_Given information_.

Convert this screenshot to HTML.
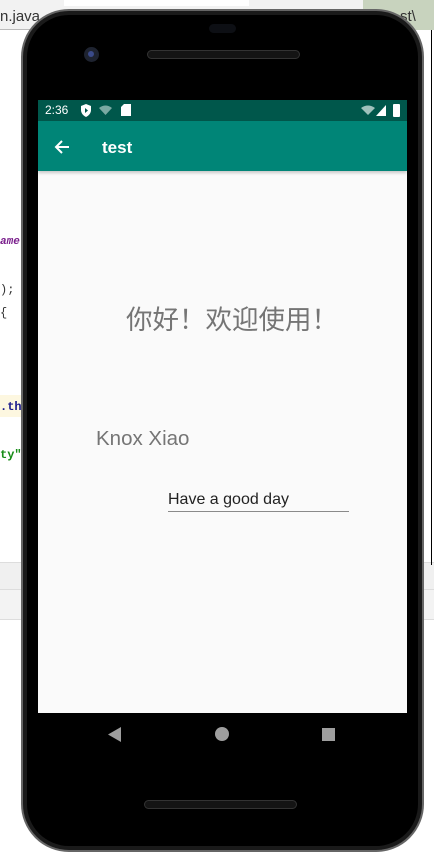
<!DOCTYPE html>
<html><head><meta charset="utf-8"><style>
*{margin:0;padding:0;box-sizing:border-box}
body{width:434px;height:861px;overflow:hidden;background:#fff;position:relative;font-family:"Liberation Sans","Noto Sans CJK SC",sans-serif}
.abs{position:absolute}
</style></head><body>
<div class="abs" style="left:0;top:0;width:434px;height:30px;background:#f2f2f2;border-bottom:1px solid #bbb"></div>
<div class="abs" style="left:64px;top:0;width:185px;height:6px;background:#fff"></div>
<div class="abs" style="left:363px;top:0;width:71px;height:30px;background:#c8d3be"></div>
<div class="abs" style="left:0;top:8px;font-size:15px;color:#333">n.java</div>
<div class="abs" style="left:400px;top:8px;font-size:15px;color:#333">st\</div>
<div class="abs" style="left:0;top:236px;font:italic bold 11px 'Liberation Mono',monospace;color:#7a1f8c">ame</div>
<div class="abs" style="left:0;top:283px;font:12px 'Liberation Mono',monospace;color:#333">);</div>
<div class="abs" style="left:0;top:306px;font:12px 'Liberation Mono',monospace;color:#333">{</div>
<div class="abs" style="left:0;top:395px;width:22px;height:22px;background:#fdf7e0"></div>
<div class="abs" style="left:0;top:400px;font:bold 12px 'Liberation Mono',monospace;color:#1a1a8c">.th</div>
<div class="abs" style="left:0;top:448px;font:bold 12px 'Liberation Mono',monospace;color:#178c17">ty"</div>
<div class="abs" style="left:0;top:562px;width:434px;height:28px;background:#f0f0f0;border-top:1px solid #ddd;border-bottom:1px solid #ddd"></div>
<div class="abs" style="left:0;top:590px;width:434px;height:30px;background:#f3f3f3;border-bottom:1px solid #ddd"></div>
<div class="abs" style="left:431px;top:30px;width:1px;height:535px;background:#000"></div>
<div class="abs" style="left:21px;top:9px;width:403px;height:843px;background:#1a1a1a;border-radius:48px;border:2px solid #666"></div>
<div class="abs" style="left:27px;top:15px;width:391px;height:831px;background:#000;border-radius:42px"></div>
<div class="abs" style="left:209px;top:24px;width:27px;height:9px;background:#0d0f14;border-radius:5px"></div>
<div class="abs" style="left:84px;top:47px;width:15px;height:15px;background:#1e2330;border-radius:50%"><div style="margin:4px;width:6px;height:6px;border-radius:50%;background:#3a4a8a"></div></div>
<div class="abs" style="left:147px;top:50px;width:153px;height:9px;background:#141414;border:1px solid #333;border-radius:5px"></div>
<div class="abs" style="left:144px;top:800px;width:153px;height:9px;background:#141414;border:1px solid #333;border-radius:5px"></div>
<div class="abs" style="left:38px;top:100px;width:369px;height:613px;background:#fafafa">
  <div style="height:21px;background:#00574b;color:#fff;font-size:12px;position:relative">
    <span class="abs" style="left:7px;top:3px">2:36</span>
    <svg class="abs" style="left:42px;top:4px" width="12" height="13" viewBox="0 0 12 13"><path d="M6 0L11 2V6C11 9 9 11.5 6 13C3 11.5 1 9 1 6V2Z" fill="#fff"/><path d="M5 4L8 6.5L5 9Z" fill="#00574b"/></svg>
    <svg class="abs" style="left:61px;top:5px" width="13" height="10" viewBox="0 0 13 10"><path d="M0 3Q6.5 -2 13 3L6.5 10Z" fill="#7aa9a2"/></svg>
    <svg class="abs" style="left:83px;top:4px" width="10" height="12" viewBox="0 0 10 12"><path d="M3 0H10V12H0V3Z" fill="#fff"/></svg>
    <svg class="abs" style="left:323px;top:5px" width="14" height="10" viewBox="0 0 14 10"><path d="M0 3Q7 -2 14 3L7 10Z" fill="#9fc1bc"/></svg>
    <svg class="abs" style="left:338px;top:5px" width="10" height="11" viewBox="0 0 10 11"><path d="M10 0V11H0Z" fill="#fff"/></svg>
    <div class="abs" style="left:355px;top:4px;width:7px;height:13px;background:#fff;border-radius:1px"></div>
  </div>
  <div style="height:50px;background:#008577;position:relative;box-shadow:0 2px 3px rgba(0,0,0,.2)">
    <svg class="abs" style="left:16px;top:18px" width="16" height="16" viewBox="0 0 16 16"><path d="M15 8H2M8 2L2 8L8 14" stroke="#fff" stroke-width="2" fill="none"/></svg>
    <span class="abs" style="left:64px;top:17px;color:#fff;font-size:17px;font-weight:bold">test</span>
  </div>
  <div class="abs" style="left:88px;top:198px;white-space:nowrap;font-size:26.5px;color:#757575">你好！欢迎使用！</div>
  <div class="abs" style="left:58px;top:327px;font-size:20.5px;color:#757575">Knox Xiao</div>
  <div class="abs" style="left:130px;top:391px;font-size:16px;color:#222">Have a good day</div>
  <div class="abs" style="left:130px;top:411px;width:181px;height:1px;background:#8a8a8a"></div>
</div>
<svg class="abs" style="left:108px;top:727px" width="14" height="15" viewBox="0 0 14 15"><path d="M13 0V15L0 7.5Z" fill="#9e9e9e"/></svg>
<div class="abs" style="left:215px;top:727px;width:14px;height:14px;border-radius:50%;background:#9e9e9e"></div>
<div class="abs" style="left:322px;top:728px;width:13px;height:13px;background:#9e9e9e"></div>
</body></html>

_Task objective_.
Please transcribe the material above exactly as written. Leave the pictures out.

_Result of this exercise_.
Convert this screenshot to HTML.
<!DOCTYPE html>
<html><head><meta charset="utf-8"><style>
*{margin:0;padding:0;box-sizing:border-box}
body{width:434px;height:861px;overflow:hidden;background:#fff;position:relative;font-family:"Liberation Sans","Noto Sans CJK SC",sans-serif}
.abs{position:absolute}
</style></head><body>
<div class="abs" style="left:0;top:0;width:434px;height:30px;background:#f2f2f2;border-bottom:1px solid #bbb"></div>
<div class="abs" style="left:64px;top:0;width:185px;height:6px;background:#fff"></div>
<div class="abs" style="left:363px;top:0;width:71px;height:30px;background:#c8d3be"></div>
<div class="abs" style="left:0;top:8px;font-size:15px;color:#333">n.java</div>
<div class="abs" style="left:400px;top:8px;font-size:15px;color:#333">st\</div>
<div class="abs" style="left:0;top:236px;font:italic bold 11px 'Liberation Mono',monospace;color:#7a1f8c">ame</div>
<div class="abs" style="left:0;top:283px;font:12px 'Liberation Mono',monospace;color:#333">);</div>
<div class="abs" style="left:0;top:306px;font:12px 'Liberation Mono',monospace;color:#333">{</div>
<div class="abs" style="left:0;top:395px;width:22px;height:22px;background:#fdf7e0"></div>
<div class="abs" style="left:0;top:400px;font:bold 12px 'Liberation Mono',monospace;color:#1a1a8c">.th</div>
<div class="abs" style="left:0;top:448px;font:bold 12px 'Liberation Mono',monospace;color:#178c17">ty"</div>
<div class="abs" style="left:0;top:562px;width:434px;height:28px;background:#f0f0f0;border-top:1px solid #ddd;border-bottom:1px solid #ddd"></div>
<div class="abs" style="left:0;top:590px;width:434px;height:30px;background:#f3f3f3;border-bottom:1px solid #ddd"></div>
<div class="abs" style="left:431px;top:30px;width:1px;height:535px;background:#000"></div>
<div class="abs" style="left:21px;top:9px;width:403px;height:843px;background:#1a1a1a;border-radius:48px;border:2px solid #666"></div>
<div class="abs" style="left:27px;top:15px;width:391px;height:831px;background:#000;border-radius:42px"></div>
<div class="abs" style="left:209px;top:24px;width:27px;height:9px;background:#0d0f14;border-radius:5px"></div>
<div class="abs" style="left:84px;top:47px;width:15px;height:15px;background:#1e2330;border-radius:50%"><div style="margin:4px;width:6px;height:6px;border-radius:50%;background:#3a4a8a"></div></div>
<div class="abs" style="left:147px;top:50px;width:153px;height:9px;background:#141414;border:1px solid #333;border-radius:5px"></div>
<div class="abs" style="left:144px;top:800px;width:153px;height:9px;background:#141414;border:1px solid #333;border-radius:5px"></div>
<div class="abs" style="left:38px;top:100px;width:369px;height:613px;background:#fafafa">
  <div style="height:21px;background:#00574b;color:#fff;font-size:12px;position:relative">
    <span class="abs" style="left:7px;top:3px">2:36</span>
    <svg class="abs" style="left:42px;top:4px" width="12" height="13" viewBox="0 0 12 13"><path d="M6 0L11 2V6C11 9 9 11.5 6 13C3 11.5 1 9 1 6V2Z" fill="#fff"/><path d="M5 4L8 6.5L5 9Z" fill="#00574b"/></svg>
    <svg class="abs" style="left:61px;top:5px" width="13" height="10" viewBox="0 0 13 10"><path d="M0 3Q6.5 -2 13 3L6.5 10Z" fill="#7aa9a2"/></svg>
    <svg class="abs" style="left:83px;top:4px" width="10" height="12" viewBox="0 0 10 12"><path d="M3 0H10V12H0V3Z" fill="#fff"/></svg>
    <svg class="abs" style="left:323px;top:5px" width="14" height="10" viewBox="0 0 14 10"><path d="M0 3Q7 -2 14 3L7 10Z" fill="#9fc1bc"/></svg>
    <svg class="abs" style="left:338px;top:5px" width="10" height="11" viewBox="0 0 10 11"><path d="M10 0V11H0Z" fill="#fff"/></svg>
    <div class="abs" style="left:355px;top:4px;width:7px;height:13px;background:#fff;border-radius:1px"></div>
  </div>
  <div style="height:50px;background:#008577;position:relative;box-shadow:0 2px 3px rgba(0,0,0,.2)">
    <svg class="abs" style="left:16px;top:18px" width="16" height="16" viewBox="0 0 16 16"><path d="M15 8H2M8 2L2 8L8 14" stroke="#fff" stroke-width="2" fill="none"/></svg>
    <span class="abs" style="left:64px;top:17px;color:#fff;font-size:17px;font-weight:bold">test</span>
  </div>
  <div class="abs" style="left:88px;top:198px;white-space:nowrap;font-size:26.5px;color:#757575">你好！欢迎使用！</div>
  <div class="abs" style="left:58px;top:327px;font-size:20.5px;color:#757575">Knox Xiao</div>
  <div class="abs" style="left:130px;top:391px;font-size:16px;color:#222">Have a good day</div>
  <div class="abs" style="left:130px;top:411px;width:181px;height:1px;background:#8a8a8a"></div>
</div>
<svg class="abs" style="left:108px;top:727px" width="14" height="15" viewBox="0 0 14 15"><path d="M13 0V15L0 7.5Z" fill="#9e9e9e"/></svg>
<div class="abs" style="left:215px;top:727px;width:14px;height:14px;border-radius:50%;background:#9e9e9e"></div>
<div class="abs" style="left:322px;top:728px;width:13px;height:13px;background:#9e9e9e"></div>
</body></html>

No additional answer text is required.